**Data segment:**
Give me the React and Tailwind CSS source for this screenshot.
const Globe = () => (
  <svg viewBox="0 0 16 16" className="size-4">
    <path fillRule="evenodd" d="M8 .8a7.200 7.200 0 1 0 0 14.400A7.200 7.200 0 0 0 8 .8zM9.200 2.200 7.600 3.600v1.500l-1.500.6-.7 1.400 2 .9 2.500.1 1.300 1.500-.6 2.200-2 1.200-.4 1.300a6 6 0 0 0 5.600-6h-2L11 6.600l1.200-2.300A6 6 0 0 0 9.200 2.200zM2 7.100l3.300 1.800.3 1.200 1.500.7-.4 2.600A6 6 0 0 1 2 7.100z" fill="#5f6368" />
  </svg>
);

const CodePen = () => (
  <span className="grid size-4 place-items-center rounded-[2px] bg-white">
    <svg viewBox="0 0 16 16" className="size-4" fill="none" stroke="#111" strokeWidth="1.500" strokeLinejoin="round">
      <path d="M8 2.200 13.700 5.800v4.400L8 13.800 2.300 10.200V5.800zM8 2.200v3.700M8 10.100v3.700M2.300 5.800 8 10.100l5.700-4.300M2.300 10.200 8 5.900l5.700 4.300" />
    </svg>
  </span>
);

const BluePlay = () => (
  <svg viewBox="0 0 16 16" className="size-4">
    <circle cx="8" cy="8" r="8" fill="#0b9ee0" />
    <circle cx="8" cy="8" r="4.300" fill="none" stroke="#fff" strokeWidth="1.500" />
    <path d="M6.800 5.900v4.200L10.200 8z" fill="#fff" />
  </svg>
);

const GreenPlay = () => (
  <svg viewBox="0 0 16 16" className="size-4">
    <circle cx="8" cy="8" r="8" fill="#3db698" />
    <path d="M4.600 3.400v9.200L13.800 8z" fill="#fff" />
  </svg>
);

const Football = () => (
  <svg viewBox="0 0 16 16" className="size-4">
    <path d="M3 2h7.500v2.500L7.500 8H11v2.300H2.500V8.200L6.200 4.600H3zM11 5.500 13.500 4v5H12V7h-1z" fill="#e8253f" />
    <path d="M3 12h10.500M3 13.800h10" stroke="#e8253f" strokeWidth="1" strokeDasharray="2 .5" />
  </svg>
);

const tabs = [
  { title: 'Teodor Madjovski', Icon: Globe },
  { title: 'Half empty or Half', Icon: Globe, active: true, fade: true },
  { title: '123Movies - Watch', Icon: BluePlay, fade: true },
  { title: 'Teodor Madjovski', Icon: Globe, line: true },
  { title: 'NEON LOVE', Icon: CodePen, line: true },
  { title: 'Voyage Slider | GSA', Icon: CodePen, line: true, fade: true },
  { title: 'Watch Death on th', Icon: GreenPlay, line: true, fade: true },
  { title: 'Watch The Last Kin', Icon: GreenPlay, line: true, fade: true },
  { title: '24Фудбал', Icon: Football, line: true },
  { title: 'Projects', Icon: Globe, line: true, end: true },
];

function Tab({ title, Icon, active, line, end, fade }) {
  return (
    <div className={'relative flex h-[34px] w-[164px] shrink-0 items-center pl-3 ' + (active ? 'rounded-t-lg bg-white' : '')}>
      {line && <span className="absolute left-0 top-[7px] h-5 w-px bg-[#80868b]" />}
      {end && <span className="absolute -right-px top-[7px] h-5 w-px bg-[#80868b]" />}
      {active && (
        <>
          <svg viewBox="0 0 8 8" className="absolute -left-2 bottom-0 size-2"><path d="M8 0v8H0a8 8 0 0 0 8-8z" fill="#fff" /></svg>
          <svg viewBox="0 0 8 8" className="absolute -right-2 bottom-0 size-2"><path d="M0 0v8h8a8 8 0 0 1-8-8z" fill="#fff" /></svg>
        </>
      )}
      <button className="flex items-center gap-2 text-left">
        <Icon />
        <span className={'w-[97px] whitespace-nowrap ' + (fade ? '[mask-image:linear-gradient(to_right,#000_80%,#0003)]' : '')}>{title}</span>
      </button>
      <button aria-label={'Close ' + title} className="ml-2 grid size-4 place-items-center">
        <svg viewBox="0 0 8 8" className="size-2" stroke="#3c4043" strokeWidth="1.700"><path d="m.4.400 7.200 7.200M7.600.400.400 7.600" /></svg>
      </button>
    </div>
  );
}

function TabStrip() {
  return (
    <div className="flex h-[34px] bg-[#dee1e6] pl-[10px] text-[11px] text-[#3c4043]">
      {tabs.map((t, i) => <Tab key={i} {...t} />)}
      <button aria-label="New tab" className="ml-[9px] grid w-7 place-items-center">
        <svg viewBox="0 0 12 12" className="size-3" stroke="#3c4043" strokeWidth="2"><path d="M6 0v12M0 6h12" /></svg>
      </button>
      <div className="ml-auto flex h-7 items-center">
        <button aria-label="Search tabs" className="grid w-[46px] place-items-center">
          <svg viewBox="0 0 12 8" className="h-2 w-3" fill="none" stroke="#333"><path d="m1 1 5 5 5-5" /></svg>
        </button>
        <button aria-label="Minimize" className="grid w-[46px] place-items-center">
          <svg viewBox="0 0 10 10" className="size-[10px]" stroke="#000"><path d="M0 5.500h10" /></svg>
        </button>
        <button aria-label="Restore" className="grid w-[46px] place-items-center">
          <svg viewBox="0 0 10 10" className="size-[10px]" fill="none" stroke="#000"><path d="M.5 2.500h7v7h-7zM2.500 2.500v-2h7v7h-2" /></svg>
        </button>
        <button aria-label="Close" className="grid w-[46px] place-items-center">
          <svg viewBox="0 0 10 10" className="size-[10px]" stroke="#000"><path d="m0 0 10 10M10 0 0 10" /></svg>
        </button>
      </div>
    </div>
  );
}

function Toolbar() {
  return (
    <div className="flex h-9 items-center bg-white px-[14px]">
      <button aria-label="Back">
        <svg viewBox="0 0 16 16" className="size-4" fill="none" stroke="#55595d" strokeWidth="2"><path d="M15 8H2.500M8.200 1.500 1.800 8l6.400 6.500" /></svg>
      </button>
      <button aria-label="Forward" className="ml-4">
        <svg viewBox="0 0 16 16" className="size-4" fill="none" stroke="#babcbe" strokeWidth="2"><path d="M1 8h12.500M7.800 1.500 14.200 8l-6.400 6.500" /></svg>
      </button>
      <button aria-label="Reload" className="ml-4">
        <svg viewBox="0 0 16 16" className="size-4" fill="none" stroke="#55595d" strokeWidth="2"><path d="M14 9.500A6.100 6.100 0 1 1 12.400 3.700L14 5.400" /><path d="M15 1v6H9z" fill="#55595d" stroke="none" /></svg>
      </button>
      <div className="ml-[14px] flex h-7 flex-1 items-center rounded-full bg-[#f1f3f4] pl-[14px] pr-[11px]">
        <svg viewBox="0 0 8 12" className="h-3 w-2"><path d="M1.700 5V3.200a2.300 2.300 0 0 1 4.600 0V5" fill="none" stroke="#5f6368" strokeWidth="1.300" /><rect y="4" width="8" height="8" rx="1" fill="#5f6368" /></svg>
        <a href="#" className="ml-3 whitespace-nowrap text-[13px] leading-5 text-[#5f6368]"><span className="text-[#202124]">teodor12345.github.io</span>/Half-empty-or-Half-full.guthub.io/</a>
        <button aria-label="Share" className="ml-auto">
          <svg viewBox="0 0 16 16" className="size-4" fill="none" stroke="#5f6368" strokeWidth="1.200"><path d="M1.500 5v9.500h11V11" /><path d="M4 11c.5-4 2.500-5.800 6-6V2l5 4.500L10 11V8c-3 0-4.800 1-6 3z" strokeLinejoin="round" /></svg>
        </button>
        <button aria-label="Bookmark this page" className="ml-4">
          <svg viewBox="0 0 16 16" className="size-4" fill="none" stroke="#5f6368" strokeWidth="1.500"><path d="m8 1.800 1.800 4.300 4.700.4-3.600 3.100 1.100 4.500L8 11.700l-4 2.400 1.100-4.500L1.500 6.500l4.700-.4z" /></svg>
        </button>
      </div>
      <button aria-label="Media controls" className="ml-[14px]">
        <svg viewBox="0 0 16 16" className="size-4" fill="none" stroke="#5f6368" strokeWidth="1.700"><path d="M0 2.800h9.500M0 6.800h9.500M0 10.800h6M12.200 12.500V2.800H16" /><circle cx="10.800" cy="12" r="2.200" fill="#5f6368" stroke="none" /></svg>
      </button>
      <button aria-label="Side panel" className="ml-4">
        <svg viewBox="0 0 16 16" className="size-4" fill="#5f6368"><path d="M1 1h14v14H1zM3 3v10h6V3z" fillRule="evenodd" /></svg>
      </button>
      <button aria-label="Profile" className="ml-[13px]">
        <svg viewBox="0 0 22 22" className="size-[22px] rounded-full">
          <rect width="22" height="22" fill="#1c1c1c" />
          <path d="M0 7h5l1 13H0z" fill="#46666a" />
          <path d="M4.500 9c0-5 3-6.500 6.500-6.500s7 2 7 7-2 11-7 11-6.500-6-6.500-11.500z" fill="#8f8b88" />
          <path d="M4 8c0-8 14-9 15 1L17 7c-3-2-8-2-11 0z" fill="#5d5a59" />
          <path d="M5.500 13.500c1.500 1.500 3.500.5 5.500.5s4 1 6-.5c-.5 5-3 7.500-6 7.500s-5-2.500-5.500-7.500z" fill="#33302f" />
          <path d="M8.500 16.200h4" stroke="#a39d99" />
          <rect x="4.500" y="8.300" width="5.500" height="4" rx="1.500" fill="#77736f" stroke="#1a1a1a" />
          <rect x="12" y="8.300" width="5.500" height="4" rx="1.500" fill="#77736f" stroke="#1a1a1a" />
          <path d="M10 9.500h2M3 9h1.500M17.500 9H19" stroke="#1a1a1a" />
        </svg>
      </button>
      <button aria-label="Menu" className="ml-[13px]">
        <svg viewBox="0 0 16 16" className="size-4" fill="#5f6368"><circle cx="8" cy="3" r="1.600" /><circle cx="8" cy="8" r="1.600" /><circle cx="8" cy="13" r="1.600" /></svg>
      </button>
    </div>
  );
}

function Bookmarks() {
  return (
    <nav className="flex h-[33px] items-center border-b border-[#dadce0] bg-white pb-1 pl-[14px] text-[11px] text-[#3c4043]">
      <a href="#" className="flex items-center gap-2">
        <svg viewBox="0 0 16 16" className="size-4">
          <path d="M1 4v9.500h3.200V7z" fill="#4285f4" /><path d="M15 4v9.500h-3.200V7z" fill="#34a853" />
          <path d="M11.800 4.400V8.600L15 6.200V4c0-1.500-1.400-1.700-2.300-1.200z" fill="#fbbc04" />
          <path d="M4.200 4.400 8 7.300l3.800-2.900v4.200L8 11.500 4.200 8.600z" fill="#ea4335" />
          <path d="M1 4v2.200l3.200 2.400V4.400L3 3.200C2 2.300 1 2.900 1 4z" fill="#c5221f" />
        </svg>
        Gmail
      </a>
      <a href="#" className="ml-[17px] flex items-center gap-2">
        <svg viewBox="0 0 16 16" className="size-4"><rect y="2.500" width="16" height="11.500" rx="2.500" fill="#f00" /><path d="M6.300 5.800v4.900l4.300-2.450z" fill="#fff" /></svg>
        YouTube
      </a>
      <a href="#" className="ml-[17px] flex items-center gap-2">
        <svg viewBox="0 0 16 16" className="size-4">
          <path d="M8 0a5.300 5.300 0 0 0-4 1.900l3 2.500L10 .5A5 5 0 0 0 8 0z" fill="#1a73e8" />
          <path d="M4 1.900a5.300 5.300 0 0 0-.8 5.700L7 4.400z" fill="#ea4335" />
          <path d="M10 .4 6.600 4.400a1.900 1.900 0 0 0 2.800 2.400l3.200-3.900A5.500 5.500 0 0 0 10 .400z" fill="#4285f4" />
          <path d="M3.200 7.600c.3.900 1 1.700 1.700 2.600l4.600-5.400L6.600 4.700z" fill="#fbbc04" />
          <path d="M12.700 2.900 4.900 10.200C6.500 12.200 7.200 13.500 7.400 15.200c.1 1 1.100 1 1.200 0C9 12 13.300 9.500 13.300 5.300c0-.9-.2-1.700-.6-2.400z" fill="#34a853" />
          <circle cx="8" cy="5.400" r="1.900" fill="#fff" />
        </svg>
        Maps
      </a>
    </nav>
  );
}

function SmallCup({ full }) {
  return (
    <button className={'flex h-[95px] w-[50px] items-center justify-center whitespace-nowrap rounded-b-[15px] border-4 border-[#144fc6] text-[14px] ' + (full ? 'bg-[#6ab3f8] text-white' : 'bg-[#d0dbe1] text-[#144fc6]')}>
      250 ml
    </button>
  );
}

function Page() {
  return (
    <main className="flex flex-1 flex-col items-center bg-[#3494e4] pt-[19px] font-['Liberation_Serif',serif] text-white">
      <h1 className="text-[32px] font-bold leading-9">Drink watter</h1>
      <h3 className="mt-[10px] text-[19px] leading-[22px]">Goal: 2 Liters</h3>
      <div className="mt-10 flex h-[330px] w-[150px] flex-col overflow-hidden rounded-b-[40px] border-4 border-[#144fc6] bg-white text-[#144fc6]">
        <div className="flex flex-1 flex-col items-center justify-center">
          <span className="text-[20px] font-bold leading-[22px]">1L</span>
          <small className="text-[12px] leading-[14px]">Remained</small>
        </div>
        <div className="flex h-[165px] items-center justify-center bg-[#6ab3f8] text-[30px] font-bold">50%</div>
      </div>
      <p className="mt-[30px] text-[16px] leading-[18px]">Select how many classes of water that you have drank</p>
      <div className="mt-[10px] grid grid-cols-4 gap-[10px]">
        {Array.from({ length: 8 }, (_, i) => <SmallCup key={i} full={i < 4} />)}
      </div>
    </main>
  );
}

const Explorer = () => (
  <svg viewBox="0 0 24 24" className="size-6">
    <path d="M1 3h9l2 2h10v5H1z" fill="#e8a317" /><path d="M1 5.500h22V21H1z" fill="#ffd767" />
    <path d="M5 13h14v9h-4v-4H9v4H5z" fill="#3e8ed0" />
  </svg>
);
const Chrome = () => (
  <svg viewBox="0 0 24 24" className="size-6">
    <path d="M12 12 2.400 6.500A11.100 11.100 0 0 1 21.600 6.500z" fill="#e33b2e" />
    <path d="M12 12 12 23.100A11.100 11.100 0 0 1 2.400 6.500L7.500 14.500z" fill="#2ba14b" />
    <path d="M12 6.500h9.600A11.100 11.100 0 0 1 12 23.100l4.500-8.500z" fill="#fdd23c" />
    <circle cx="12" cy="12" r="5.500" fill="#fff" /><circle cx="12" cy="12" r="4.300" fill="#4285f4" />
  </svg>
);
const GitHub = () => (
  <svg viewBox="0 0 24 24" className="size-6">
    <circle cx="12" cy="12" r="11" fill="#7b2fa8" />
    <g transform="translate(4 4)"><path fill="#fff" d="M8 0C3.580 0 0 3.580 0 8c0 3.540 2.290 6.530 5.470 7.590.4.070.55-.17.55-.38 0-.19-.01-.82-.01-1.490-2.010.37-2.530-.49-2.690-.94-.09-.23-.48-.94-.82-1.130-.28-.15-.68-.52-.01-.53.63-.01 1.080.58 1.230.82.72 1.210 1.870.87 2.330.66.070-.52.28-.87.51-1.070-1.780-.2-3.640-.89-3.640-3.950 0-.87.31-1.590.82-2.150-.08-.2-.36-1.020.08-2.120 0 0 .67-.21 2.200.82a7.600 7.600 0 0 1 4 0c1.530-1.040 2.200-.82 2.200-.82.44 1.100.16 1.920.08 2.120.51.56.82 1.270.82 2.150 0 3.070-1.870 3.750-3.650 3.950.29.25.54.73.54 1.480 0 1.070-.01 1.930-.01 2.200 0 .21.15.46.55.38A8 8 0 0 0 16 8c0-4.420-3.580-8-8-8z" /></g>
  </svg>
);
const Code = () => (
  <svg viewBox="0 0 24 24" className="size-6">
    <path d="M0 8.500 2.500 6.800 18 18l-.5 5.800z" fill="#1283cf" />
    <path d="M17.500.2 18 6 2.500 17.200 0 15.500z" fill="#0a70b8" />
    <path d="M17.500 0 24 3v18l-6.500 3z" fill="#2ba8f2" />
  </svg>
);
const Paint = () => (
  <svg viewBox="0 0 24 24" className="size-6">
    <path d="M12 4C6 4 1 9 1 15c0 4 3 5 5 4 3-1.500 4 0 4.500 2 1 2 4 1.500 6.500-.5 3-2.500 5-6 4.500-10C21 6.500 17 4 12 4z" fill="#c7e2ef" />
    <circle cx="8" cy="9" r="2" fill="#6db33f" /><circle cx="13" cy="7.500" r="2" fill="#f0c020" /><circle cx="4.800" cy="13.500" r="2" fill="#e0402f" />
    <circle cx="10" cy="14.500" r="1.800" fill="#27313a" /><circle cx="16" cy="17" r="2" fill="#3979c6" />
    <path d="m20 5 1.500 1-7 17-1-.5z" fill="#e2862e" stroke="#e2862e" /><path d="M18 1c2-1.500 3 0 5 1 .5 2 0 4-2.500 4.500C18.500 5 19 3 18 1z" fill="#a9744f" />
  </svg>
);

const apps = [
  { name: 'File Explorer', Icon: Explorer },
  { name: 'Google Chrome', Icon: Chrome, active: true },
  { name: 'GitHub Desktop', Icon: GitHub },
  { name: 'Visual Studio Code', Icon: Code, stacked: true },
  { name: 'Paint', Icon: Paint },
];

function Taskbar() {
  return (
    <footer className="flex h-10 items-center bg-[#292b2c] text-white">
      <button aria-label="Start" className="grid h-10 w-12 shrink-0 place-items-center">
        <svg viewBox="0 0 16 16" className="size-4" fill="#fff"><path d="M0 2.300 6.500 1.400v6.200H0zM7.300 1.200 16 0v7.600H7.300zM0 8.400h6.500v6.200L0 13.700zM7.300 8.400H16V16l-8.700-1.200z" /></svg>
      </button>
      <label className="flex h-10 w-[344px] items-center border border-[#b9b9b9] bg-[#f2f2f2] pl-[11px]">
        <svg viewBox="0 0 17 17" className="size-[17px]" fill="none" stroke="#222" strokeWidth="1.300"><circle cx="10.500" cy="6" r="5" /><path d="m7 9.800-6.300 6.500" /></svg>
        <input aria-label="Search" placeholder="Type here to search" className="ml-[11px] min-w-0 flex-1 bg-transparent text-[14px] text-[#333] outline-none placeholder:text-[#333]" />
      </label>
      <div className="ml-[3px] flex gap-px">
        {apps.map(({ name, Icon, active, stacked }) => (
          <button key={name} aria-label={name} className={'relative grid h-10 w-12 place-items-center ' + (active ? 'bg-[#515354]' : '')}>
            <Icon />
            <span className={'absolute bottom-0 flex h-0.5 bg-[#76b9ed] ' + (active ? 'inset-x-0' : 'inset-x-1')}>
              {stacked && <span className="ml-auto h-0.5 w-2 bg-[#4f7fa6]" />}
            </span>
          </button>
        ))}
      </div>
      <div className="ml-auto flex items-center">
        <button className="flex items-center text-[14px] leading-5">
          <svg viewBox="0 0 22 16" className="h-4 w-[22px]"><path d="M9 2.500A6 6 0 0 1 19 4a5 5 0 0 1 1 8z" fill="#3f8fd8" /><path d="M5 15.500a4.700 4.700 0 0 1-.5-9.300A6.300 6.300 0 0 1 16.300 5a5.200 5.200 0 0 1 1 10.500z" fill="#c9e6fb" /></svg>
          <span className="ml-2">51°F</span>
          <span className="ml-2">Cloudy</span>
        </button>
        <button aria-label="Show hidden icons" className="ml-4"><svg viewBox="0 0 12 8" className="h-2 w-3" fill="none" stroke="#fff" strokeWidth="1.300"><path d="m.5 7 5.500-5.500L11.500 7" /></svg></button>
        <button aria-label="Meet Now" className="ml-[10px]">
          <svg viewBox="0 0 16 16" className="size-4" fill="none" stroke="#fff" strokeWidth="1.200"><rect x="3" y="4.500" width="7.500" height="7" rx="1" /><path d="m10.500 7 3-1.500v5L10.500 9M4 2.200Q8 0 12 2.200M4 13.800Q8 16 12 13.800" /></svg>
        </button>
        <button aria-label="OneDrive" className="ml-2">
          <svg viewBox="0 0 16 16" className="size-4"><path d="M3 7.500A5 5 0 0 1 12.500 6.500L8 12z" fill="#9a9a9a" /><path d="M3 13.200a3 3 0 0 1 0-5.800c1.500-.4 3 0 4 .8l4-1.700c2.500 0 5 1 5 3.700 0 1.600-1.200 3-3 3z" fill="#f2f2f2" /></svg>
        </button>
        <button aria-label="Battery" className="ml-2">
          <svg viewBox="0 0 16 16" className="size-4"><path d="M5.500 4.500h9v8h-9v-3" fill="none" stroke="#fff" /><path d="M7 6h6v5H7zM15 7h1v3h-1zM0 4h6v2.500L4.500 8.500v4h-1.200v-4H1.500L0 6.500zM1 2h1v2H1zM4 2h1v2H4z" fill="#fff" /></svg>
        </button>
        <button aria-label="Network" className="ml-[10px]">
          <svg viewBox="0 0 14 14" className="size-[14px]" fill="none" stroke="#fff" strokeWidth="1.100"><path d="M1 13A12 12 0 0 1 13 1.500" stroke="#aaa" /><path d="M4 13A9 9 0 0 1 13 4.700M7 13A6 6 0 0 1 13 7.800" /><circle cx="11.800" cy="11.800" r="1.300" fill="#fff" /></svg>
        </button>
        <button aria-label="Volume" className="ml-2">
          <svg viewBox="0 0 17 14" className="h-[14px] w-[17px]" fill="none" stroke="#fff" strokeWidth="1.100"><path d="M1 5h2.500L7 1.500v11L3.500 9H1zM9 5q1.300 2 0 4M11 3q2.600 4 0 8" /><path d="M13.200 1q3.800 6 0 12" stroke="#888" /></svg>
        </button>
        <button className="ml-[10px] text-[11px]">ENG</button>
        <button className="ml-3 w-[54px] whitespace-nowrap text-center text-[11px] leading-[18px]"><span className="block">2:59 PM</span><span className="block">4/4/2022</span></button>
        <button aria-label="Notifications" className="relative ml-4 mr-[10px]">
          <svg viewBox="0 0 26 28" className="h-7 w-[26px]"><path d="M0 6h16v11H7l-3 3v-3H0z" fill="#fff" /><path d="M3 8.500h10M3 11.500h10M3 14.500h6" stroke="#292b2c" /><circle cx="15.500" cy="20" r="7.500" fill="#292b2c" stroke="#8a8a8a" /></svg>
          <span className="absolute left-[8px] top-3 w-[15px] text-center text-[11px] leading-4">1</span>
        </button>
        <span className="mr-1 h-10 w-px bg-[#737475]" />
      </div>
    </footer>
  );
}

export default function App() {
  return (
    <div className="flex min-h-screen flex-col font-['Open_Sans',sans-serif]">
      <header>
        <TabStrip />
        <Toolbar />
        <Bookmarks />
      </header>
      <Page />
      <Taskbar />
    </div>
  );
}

**Goal:**
Pick out all lines containing the string "this".

**Response below:**
Give me the React and Tailwind CSS source for this screenshot.
        <button aria-label="Bookmark this page" className="ml-4">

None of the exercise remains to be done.